Remember the Rain that Made Your Corn Grow

There’s a saying in Haiti.

“Remember the rain that made your corn grow.”

Like most modern companies, nonprofits are turning towards metrics to display their impact. We did X amount of work today. Over Y people served by our programs. Some percentage of something reduced.

When we first started, we couldn’t figure out how to tell our impact in numbers. Numbers are hard. I got 17 percent on a chemistry midterm once. That’s a bad ROI: instead of studying, I could have partied for two weeks straight and still failed.

But metrics are kickass. We love data. Last week, I watched my coworker, a full-grown man, get misty-eyed while discussing data collection techniques.

But the thing I love about Team Rubicon and any volunteer organization can’t fully be told with numbers. How do you measure the increase in the size of your heart when you get a high-five from your teammate? Does this cold beer taste 73 or 1,000 percent better at the end of long day in the field?

TR has done some amazing things over the past couple of years, and I’ve had the pleasure of meeting the most impressive and compassionate people this world has to offer. I watched one friend carve a crutch out of a tree branch for a little girl with a broken leg. I’ve seen a couple travel across the country to cook a big Thanksgiving dinner for a bunch of tired, dirty, and grouchy volunteers. I’ve seen big, tough, tattooed dudes kneel down and pick up orphaned puppies. I watched one girl stuff envelopes for four hours straight. Do you know how many paper cuts that is?

The numbers don’t do it all for me. It’s about the stories. The stories travel; email, via a phone call, they become lore in the organization.

And when we’re neck-deep in the suck, finding new ways to measure output and calculate statistics, we’ve got to remember the rain that made our corn grow. Those stories, those volunteers, those tired and endlessly energetic and compassionate volunteers who give their all. That’s the rain. It takes a lot to make this organization work, and it’s not all glorious or fun.

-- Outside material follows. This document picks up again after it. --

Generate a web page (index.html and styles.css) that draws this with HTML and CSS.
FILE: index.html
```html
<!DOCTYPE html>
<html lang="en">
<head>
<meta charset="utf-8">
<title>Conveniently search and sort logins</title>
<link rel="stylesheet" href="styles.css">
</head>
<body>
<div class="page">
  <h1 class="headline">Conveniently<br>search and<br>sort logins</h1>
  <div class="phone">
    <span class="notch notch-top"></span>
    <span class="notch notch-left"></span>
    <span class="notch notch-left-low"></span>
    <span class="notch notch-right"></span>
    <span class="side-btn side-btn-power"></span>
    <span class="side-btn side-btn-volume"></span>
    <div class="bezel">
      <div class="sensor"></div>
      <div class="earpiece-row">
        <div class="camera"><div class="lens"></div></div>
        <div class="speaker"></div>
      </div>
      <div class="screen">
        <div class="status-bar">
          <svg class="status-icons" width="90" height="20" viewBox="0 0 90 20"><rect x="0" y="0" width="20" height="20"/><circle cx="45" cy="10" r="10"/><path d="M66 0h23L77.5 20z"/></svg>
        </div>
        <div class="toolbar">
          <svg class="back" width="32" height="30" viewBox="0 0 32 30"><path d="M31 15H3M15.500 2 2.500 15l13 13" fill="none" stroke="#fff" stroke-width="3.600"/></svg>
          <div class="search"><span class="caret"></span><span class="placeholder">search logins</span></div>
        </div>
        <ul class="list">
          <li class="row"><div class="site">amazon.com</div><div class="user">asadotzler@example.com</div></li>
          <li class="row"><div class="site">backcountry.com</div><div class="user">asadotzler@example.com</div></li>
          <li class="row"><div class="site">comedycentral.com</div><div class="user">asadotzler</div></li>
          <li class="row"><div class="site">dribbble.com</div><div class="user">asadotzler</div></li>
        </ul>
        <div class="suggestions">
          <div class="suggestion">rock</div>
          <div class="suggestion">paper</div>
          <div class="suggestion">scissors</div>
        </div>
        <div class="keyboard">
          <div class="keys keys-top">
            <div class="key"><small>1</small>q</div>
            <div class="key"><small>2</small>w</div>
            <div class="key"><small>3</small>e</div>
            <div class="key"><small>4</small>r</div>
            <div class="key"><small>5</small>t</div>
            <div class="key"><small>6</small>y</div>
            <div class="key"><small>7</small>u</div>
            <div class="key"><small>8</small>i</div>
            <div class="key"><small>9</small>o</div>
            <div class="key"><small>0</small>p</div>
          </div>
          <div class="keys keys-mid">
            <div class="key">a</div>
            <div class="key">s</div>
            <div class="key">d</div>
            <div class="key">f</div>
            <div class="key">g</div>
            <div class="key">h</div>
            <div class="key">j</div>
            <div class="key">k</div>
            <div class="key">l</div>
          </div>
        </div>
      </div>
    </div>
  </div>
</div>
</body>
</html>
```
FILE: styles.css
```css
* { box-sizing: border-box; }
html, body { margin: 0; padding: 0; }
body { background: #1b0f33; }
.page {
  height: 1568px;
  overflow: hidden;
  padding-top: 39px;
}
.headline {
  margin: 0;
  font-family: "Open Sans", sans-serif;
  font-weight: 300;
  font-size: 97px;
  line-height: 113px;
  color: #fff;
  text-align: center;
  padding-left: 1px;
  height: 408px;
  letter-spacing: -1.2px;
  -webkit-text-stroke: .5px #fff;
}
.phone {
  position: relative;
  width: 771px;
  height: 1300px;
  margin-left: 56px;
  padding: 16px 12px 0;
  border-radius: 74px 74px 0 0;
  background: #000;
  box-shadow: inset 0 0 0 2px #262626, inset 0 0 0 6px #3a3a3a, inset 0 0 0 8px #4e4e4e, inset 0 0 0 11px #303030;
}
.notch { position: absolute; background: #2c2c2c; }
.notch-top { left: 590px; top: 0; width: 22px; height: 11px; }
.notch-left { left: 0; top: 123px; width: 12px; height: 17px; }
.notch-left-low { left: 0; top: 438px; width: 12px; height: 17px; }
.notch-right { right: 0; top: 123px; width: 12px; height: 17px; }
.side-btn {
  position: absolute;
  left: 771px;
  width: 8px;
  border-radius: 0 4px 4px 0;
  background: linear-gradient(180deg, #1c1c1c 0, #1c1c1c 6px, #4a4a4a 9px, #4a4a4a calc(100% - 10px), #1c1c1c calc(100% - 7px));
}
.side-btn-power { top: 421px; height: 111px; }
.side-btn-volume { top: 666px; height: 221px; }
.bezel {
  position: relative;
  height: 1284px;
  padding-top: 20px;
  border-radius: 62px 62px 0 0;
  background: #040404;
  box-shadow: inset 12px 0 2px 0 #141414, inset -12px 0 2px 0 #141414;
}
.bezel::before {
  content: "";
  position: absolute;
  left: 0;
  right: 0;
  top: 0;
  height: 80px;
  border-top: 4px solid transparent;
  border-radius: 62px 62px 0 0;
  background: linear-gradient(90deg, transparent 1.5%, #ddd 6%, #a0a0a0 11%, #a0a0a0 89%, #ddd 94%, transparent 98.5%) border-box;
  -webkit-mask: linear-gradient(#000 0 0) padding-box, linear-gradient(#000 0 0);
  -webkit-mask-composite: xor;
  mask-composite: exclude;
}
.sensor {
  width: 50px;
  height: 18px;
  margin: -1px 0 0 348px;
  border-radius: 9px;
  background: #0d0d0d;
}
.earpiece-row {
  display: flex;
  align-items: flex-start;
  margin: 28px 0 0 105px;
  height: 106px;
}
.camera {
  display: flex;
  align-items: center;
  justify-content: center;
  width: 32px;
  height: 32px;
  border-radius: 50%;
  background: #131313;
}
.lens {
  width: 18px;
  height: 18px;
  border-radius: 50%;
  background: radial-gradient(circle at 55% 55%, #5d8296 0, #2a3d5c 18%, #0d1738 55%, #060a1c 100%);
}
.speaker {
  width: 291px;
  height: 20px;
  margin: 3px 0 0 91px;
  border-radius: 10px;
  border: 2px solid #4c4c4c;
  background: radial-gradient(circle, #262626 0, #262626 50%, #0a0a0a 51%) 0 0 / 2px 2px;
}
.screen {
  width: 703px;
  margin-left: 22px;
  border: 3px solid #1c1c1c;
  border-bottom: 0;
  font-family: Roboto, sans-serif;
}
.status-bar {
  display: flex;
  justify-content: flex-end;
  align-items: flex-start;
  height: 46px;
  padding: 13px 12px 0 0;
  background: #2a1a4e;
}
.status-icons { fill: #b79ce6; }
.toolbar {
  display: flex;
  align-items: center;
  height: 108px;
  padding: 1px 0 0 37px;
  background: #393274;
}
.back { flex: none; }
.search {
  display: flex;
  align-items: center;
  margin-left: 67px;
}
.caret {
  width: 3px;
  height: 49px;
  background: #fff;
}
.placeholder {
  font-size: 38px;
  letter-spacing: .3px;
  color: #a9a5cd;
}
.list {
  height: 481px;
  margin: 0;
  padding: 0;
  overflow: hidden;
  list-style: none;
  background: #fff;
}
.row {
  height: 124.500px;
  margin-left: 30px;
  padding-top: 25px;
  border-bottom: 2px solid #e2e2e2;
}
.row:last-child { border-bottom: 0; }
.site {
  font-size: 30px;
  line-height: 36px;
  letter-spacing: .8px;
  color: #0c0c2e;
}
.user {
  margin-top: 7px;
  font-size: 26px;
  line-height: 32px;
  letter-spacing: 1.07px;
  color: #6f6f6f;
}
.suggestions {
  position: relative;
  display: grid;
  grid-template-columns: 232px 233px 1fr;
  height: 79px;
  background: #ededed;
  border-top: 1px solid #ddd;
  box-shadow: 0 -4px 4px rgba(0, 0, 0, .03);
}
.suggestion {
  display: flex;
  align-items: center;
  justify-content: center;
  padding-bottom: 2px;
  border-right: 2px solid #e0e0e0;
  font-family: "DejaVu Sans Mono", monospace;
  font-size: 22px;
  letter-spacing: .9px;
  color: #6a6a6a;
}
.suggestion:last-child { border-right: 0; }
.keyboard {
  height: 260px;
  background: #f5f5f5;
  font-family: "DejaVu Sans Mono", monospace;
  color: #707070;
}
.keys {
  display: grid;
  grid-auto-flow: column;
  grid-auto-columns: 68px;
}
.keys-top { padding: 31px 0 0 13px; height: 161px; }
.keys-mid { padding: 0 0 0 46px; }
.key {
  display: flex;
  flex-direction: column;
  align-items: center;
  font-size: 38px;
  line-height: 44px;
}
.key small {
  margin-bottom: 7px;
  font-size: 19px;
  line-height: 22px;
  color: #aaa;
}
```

So tonight, I’m going to crack two beers. One for me, and one for you. You, the long-time volunteer. You, the newly-registered volunteer. You, the steadfast husband, wife, girlfriend, boyfriend, brother, sister, mother, father, whatever, supporting from afar. You, the donor, providing equipment and training. You! This beer is for you!

And if you’re waiting on the sidelines, cut it out. A friend once said, “Inaction is not an option.” So if you’re ready to join the Team, it’s time to fucking join. Don’t have weeks to spare for a deployment? There are always quick service projects to lend a hand on. Don’t know the first thing about disaster relief? We can teach you. Don’t like getting dirty? That’s lame, but it’s also okay, there’s a lot to do.